For full inductive validation against direct simulation on physically non-trivial problems, see the two demos in examples/:

examples/demo1 — Gaussian driving

Two-component Langevin system with quadratic self-interactions, Gaussian \(\eta\) with exponential space-time covariance, compared against a Heun-integrated Monte Carlo simulation with \(10^5\) realisations. Perturbative expansion to order 4 (0th, 2nd, 4th FF). Agreement within the MC error envelope across the full \((r, t)\) grid. Open: examples/demo1/analysis_combined.ipynb.

examples/demo2 — Non-Gaussian driving, non-local MSR vertex

Same Langevin system with a quadratic deformation of the noise \(\tilde\eta = \eta + \alpha(\eta^2 - \lambda)\). The resulting \(\kappa^{(3)}\) introduces a non-local ψψψ interaction vertex, splitting the order-2 diagrams into FF (6) + FK (2) + KK (0, selection-rule forbidden). Demonstrates:

  • the non-local vertex infrastructure (Vertex with local=False)

  • a coupling-mediated selection rule forcing FK to contribute only to the cross correlator \(\xi_{12}\)

  • the first-principle two-kernel \(\kappa^{(2)}_{\mathrm{eff}} = \lambda \kappa_k + 2\alpha^2\lambda^2 \kappa_k^2\) closing the diagonal residual at the expected 1:1 level.

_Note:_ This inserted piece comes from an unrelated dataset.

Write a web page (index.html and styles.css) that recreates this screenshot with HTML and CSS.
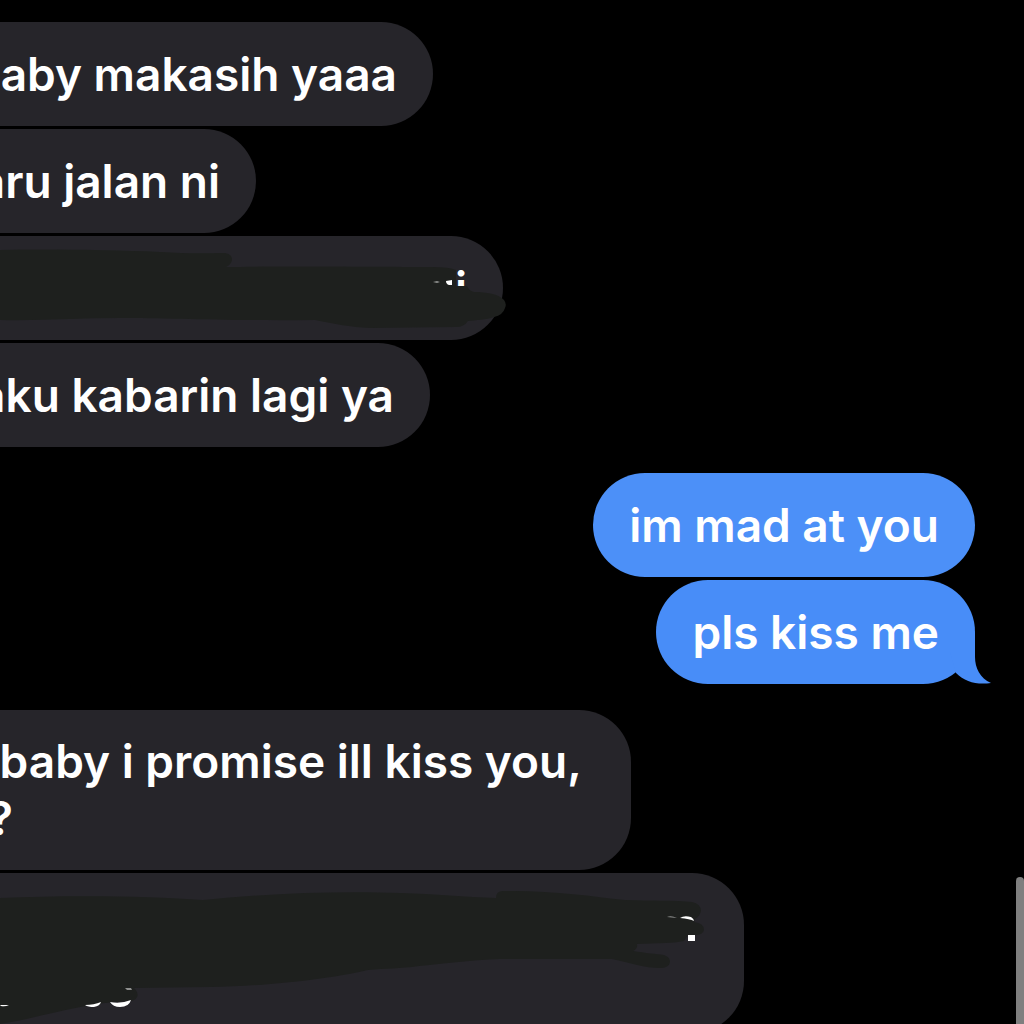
FILE: index.html
```
<!DOCTYPE html>
<html lang="id">
	<head>
		<meta charset="utf-8">
		<meta name="viewport" content="width=device-width, initial-scale=1">
		<title>Messages</title>
		<link rel="stylesheet" href="styles.css">
	</head>
	<body>
		<main class="chat">
			<section class="group received">
				<div class="bubble w-makasih"><p>baby makasih yaaa</p></div>
				<div class="bubble w-jalan"><p>aru jalan ni</p></div>
				<div class="bubble w-hidden">
					<p>i</p>
					<!-- marker over the message -->
					<svg class="marker" width="520" height="104" viewBox="0 236 520 104" aria-hidden="true">
						<path class="ink" d="M0 250C50 249 110 250 160 252C190 254 210 253 225 253Q232 254 232 260Q231 265 226 267C290 266 380 267 432 267Q450 267 456 270L456 286L467 286Q469 291 474 292C486 292 499 294 504 300Q507 304 505 308Q503 315 494 317C486 320 476 320 468 321Q464 327 456 327L370 328C350 327 335 324 315 320C230 321 170 318 120 318C80 318 40 321 0 320Z"/>
						<path class="bit" d="M446 281L452 280V285H449Q446 284 446 281Z"/>
						<path class="bit faint" d="M433 282L437 281L440 282L437 283Z"/>
					</svg>
				</div>
				<div class="bubble w-kabarin"><p>aku kabarin lagi ya</p></div>
			</section>

			<section class="group sent">
				<div class="bubble"><p>im mad at you</p></div>
				<div class="bubble last">
					<p>pls kiss me</p>
					<svg class="tail" width="61" height="52" viewBox="0 0 61 52" aria-hidden="true">
						<path d="M45 0V25C45 36 50 46 61 51C47 53 35 50 26 41L20 20Z"/>
					</svg>
				</div>
			</section>

			<section class="group received">
				<div class="bubble long w-promise"><p>&nbsp;baby i promise ill kiss you,<br>?</p></div>
				<div class="bubble long w-cut">
					<svg class="marker" width="744" height="160" viewBox="0 873 744 160" aria-hidden="true">
						<path class="ink" d="M0 898C70 895 150 896 203 900C270 893 340 891 400 893C435 894 465 897 496 898Q496 891 503 891C550 890 590 896 625 900C650 901 675 900 692 902Q701 904 701 911Q700 916 695 919L694 922Q704 923 704 930Q703 935 695 935H688L684 941Q675 943 665 943L637 944Q638 949 633 951C646 953 656 954 664 955Q670 957 670 962Q669 968 660 968C645 968 630 963 612 959L500 959C470 960 440 964 419 966C400 969 385 968 368 970C330 979 270 986 210 987L134 988Q139 993 137 997Q135 1001 130 1001C80 1003 40 1018 0 1024Z"/>
						<path class="bit" d="M680 918Q684 915 691 917Q694 919 694 921Q690 919 680 918Z"/>
						<path class="bit faint" d="M667 917Q671 915 677 918Z"/>
						<path class="bit" d="M688 935H695V941H688Z"/>
						<path class="bit" d="M85 1005Q94 1005 101 1002Q100 1006 94 1007Q88 1007 85 1005Z"/>
						<path class="bit" d="M110 1002Q121 1004 131 1000Q129 1007 120 1007Q113 1007 110 1002Z"/>
						<path class="bit" d="M0 1005L9 1005Q5 1007 1 1006Z"/>
						<path class="bit faint" d="M125 988H131L132 990H127Z"/>
					</svg>
				</div>
			</section>
		</main>
		<div class="scrollbar"></div>
	</body>
</html>
```

FILE: styles.css
```
* {
	box-sizing: border-box;
}
html {
	height: 100%;
	overflow: hidden;
	background: #000;
}
body {
	position: relative;
	height: 100%;
	margin: 0;
	overflow: hidden;
	background: #000;
	color: #fff;
	font-family: "Inter", "Liberation Sans", sans-serif;
	font-size: 46px;
	font-weight: 600;
	line-height: 57px;
}
p {
	margin: 0;
	white-space: nowrap;
}
.chat {
	display: flex;
	flex-direction: column;
	gap: 26px;
	padding-top: 22px;
}
.group {
	display: flex;
	flex-direction: column;
	gap: 3px;
}
.bubble {
	position: relative;
	display: flex;
	align-items: center;
	justify-content: flex-end;
	min-height: 104px;
	padding: 23px 36px;
	border-radius: 52px;
}

/* the left side runs off the screen */
.received {
	align-items: flex-start;
}
.received .bubble {
	padding-left: 0;
	border-radius: 0 52px 52px 0;
	background: #26252a;
}
.received .long {
	justify-content: flex-start;
	min-height: 160px;
}
.long p {
	margin-left: -12px;
}
.w-makasih {
	width: 433px;
}
.w-jalan {
	width: 256px;
}
.w-hidden {
	width: 503px;
}
.w-kabarin {
	width: 430px;
}
.w-promise {
	width: 631px;
}
.w-cut {
	width: 744px;
}

.sent {
	align-items: flex-end;
	padding-right: 49px;
}
.sent .bubble {
	background: #4c90f8;
}
.sent .last {
	background: #488df8;
}
.tail {
	position: absolute;
	right: -16px;
	bottom: 0;
	fill: #488df8;
}

.marker {
	position: absolute;
	top: 0;
	left: 0;
}
.ink {
	fill: #1e201e;
}
.bit {
	fill: #fff;
}
.faint {
	opacity: 0.5;
}
.scrollbar {
	position: absolute;
	right: 0;
	bottom: 0;
	width: 8px;
	height: 147px;
	border-radius: 4px 4px 0 0;
	background: #7f7f7f;
}
```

Open: examples/demo2/analysis.ipynb.

Running the tests

# Deductive core (fast, <10 s — Phase 1 only)
pytest tests/test_deductive_expansion.py -v

# Full numerical deductive suite (includes Phases 2–7, ~2 min)
pytest tests/test_deductive_numerics.py -v

# Workflow + config + time-dependent-A tests
pytest tests/test_workflow.py tests/test_workflow_config.py \
       tests/test_diagonal_A_time_dependent.py -v

# Everything (275 tests, ~3.5 min on M-series)
pytest tests/ -v

# Demo notebooks (minutes)
cd examples/demo1 && python run_simulation.py --n_real 5000 && \
    jupyter nbconvert --to notebook --execute analysis_combined.ipynb

cd examples/demo2 && python run_simulation.py --n_real 200000 --alpha 0.6 && \
    jupyter nbconvert --to notebook --execute analysis.ipynb

For the detailed per-test matrix, tolerances, and design rationale, see deductive_verification.md at the project root — it is the authoritative reference that test code links back to when explaining a specific check.